I had been provoked into searching for the history of days of celebration the day after ‘Blue Monday’, which was the name given to the third Monday of the month in January and was claimed to be the most depressing day of the year due to a calculation that was derived from a formula using factors such as weather, debt level, time since Christmas, and time since failing New Year’s resolutions.  ‘Blue Monday’ wasn’t a national holiday, but the following day was apparently ‘National Hugging Day’, which just seemed like bad planning on the part of those who determined such things.  Of all the days out of the year that someone might need a hug, it was surely going to be the most depressing day, rather than the day after.  No-one takes paracetamol the day after a migraine.  

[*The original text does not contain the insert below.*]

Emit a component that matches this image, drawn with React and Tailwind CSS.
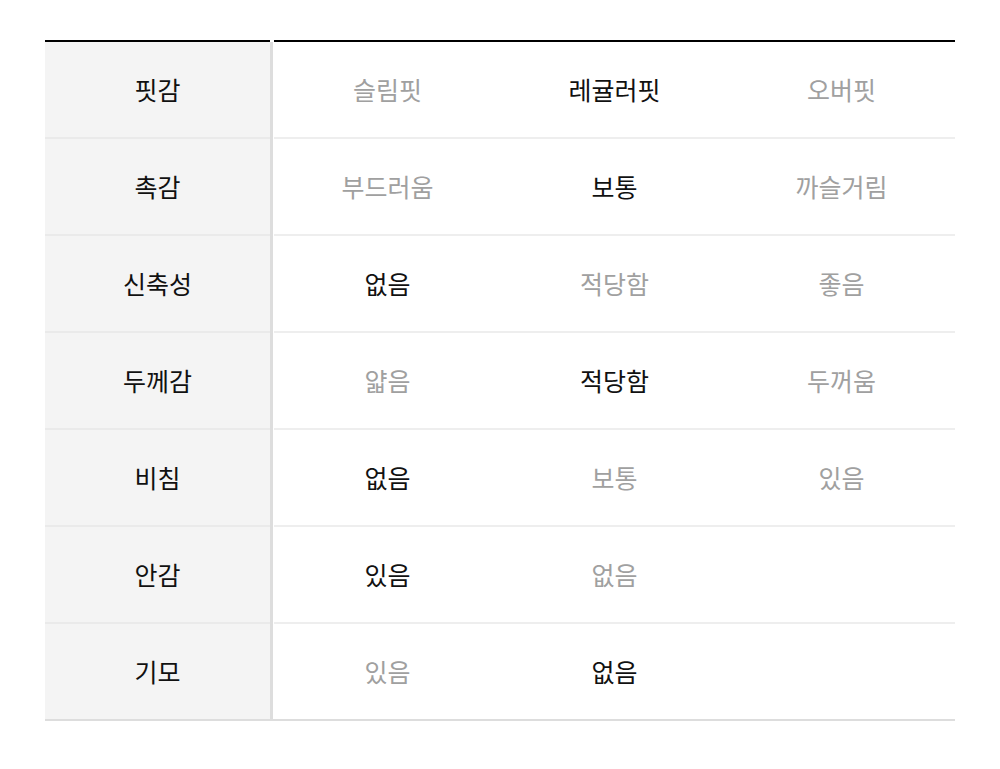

I was deep in the throes of considering the thinking behind ‘national days of’ when I was preparing dinner early in the evening.  I would often go through phases of obsessing over one particular ingredient and would try to include the same thing in as many dishes as I could.  At this time I was using a lot of chilli, particularly red chillis, especially since I had learned how to cut them so that they were properly deseeded and I could be confident that they weren’t going to make my taste buds feel as though they’d had a flamethrower taken to them.  I was preparing a vegetable stir fry, chopping chillis with the nonchalance that comes when you know that you have mastered something, when I developed an utterly compelling urge to scratch my nose.  It was sudden and virtually impossible to resist, like when you are ready to leave the bar and someone offers to buy a round of Jameson.  It was a beacon, trying desperately to attract the attention of my finger, but I knew that it would be a terrible mistake to give in.  There had been many previous instances where I had touched my nose with an unwashed digit whilst cutting chilli only to recoil in horror from the insufferable sensation it created.  There was one particularly awful time in 2017 when I was convinced that I was going to need to undergo rhinoplasty.  Fortunately I prevailed on this occasion, but I was beginning to think that my obsession with chilli wasn’t worth the risk.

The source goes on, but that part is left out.